● **WHAT THE TASK REQUIRES**
Retype all of the listing exactly, passing over any picture you find.

_ _ _ _

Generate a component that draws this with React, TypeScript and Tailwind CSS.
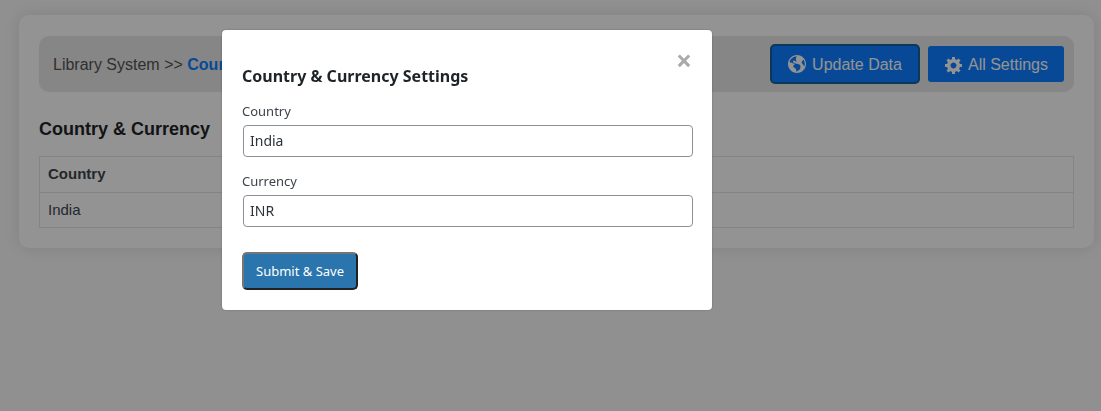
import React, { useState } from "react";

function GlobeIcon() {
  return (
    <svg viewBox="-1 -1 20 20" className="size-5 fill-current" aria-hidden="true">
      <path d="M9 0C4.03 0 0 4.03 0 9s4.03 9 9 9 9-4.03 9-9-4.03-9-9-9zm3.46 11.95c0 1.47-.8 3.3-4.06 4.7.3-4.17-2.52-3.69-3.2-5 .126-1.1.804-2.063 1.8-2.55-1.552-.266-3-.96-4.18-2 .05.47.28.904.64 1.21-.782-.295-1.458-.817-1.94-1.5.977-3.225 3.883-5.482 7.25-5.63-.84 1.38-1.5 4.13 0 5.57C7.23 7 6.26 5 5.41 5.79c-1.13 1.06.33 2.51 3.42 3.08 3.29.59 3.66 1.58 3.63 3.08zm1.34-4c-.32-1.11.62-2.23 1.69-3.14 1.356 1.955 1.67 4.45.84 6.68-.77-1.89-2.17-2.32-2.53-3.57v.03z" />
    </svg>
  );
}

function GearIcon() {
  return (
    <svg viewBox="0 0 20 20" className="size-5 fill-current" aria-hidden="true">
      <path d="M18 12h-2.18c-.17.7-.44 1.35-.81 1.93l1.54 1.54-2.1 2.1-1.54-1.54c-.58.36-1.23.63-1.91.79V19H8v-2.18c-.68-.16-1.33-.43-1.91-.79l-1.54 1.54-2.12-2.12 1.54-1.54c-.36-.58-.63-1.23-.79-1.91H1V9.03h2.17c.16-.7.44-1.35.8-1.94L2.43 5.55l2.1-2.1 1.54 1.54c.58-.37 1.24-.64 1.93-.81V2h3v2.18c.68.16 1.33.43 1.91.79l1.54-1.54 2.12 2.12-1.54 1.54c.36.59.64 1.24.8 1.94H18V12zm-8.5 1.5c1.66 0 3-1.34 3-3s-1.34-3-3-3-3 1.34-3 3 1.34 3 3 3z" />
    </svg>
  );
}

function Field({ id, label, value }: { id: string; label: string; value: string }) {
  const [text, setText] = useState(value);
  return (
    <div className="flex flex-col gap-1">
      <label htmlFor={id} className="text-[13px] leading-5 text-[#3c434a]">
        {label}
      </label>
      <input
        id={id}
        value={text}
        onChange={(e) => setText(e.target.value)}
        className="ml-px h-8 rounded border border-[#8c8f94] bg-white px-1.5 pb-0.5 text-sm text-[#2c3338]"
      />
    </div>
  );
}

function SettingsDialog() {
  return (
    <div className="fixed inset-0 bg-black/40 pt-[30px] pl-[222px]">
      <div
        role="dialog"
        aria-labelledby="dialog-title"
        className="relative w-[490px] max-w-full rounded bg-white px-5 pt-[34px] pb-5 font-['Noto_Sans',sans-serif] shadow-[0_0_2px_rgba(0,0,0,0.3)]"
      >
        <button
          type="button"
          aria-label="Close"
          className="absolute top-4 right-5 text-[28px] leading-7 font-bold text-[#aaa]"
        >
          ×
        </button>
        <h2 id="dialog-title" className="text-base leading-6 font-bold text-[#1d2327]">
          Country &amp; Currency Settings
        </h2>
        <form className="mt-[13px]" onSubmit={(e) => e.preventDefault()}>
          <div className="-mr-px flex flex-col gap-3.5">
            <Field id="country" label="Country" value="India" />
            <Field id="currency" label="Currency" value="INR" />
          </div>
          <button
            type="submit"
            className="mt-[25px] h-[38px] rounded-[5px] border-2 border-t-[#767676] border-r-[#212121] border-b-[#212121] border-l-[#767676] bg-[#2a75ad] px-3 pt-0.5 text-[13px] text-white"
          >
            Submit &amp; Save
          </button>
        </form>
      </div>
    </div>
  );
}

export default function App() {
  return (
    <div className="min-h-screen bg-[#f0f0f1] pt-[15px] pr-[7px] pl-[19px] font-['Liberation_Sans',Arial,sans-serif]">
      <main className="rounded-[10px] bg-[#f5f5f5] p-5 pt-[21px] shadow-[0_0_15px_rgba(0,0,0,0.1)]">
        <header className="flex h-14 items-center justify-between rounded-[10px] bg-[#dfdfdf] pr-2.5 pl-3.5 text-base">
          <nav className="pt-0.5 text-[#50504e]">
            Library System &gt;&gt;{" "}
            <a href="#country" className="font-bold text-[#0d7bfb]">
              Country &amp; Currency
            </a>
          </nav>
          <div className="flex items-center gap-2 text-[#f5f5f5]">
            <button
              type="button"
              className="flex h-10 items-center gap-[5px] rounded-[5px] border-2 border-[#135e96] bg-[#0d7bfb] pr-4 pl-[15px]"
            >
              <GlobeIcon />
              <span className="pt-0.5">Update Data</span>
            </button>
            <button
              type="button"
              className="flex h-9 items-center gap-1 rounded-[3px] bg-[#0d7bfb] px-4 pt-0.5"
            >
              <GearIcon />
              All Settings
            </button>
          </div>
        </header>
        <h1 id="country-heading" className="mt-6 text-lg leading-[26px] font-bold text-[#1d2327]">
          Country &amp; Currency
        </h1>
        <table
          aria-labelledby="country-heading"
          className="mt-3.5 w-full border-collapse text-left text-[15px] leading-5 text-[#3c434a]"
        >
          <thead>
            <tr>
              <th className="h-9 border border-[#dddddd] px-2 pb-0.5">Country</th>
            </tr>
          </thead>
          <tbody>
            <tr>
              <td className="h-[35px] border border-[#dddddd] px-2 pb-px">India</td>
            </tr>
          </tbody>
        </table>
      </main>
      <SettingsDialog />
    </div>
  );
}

_ _ _ _

● **COMPLETE RESPONSE**
Generate a component that draws this with React, TypeScript and Tailwind CSS.
import React, { useState } from "react";

function GlobeIcon() {
  return (
    <svg viewBox="-1 -1 20 20" className="size-5 fill-current" aria-hidden="true">
      <path d="M9 0C4.03 0 0 4.03 0 9s4.03 9 9 9 9-4.03 9-9-4.03-9-9-9zm3.46 11.95c0 1.47-.8 3.3-4.06 4.7.3-4.17-2.52-3.69-3.2-5 .126-1.1.804-2.063 1.8-2.55-1.552-.266-3-.96-4.18-2 .05.47.28.904.64 1.21-.782-.295-1.458-.817-1.94-1.5.977-3.225 3.883-5.482 7.25-5.63-.84 1.38-1.5 4.13 0 5.57C7.23 7 6.26 5 5.41 5.79c-1.13 1.06.33 2.51 3.42 3.08 3.29.59 3.66 1.58 3.63 3.08zm1.34-4c-.32-1.11.62-2.23 1.69-3.14 1.356 1.955 1.67 4.45.84 6.68-.77-1.89-2.17-2.32-2.53-3.57v.03z" />
    </svg>
  );
}

function GearIcon() {
  return (
    <svg viewBox="0 0 20 20" className="size-5 fill-current" aria-hidden="true">
      <path d="M18 12h-2.18c-.17.7-.44 1.35-.81 1.93l1.54 1.54-2.1 2.1-1.54-1.54c-.58.36-1.23.63-1.91.79V19H8v-2.18c-.68-.16-1.33-.43-1.91-.79l-1.54 1.54-2.12-2.12 1.54-1.54c-.36-.58-.63-1.23-.79-1.91H1V9.03h2.17c.16-.7.44-1.35.8-1.94L2.43 5.55l2.1-2.1 1.54 1.54c.58-.37 1.24-.64 1.93-.81V2h3v2.18c.68.16 1.33.43 1.91.79l1.54-1.54 2.12 2.12-1.54 1.54c.36.59.64 1.24.8 1.94H18V12zm-8.5 1.5c1.66 0 3-1.34 3-3s-1.34-3-3-3-3 1.34-3 3 1.34 3 3 3z" />
    </svg>
  );
}

function Field({ id, label, value }: { id: string; label: string; value: string }) {
  const [text, setText] = useState(value);
  return (
    <div className="flex flex-col gap-1">
      <label htmlFor={id} className="text-[13px] leading-5 text-[#3c434a]">
        {label}
      </label>
      <input
        id={id}
        value={text}
        onChange={(e) => setText(e.target.value)}
        className="ml-px h-8 rounded border border-[#8c8f94] bg-white px-1.5 pb-0.5 text-sm text-[#2c3338]"
      />
    </div>
  );
}

function SettingsDialog() {
  return (
    <div className="fixed inset-0 bg-black/40 pt-[30px] pl-[222px]">
      <div
        role="dialog"
        aria-labelledby="dialog-title"
        className="relative w-[490px] max-w-full rounded bg-white px-5 pt-[34px] pb-5 font-['Noto_Sans',sans-serif] shadow-[0_0_2px_rgba(0,0,0,0.3)]"
      >
        <button
          type="button"
          aria-label="Close"
          className="absolute top-4 right-5 text-[28px] leading-7 font-bold text-[#aaa]"
        >
          ×
        </button>
        <h2 id="dialog-title" className="text-base leading-6 font-bold text-[#1d2327]">
          Country &amp; Currency Settings
        </h2>
        <form className="mt-[13px]" onSubmit={(e) => e.preventDefault()}>
          <div className="-mr-px flex flex-col gap-3.5">
            <Field id="country" label="Country" value="India" />
            <Field id="currency" label="Currency" value="INR" />
          </div>
          <button
            type="submit"
            className="mt-[25px] h-[38px] rounded-[5px] border-2 border-t-[#767676] border-r-[#212121] border-b-[#212121] border-l-[#767676] bg-[#2a75ad] px-3 pt-0.5 text-[13px] text-white"
          >
            Submit &amp; Save
          </button>
        </form>
      </div>
    </div>
  );
}

export default function App() {
  return (
    <div className="min-h-screen bg-[#f0f0f1] pt-[15px] pr-[7px] pl-[19px] font-['Liberation_Sans',Arial,sans-serif]">
      <main className="rounded-[10px] bg-[#f5f5f5] p-5 pt-[21px] shadow-[0_0_15px_rgba(0,0,0,0.1)]">
        <header className="flex h-14 items-center justify-between rounded-[10px] bg-[#dfdfdf] pr-2.5 pl-3.5 text-base">
          <nav className="pt-0.5 text-[#50504e]">
            Library System &gt;&gt;{" "}
            <a href="#country" className="font-bold text-[#0d7bfb]">
              Country &amp; Currency
            </a>
          </nav>
          <div className="flex items-center gap-2 text-[#f5f5f5]">
            <button
              type="button"
              className="flex h-10 items-center gap-[5px] rounded-[5px] border-2 border-[#135e96] bg-[#0d7bfb] pr-4 pl-[15px]"
            >
              <GlobeIcon />
              <span className="pt-0.5">Update Data</span>
            </button>
            <button
              type="button"
              className="flex h-9 items-center gap-1 rounded-[3px] bg-[#0d7bfb] px-4 pt-0.5"
            >
              <GearIcon />
              All Settings
            </button>
          </div>
        </header>
        <h1 id="country-heading" className="mt-6 text-lg leading-[26px] font-bold text-[#1d2327]">
          Country &amp; Currency
        </h1>
        <table
          aria-labelledby="country-heading"
          className="mt-3.5 w-full border-collapse text-left text-[15px] leading-5 text-[#3c434a]"
        >
          <thead>
            <tr>
              <th className="h-9 border border-[#dddddd] px-2 pb-0.5">Country</th>
            </tr>
          </thead>
          <tbody>
            <tr>
              <td className="h-[35px] border border-[#dddddd] px-2 pb-px">India</td>
            </tr>
          </tbody>
        </table>
      </main>
      <SettingsDialog />
    </div>
  );
}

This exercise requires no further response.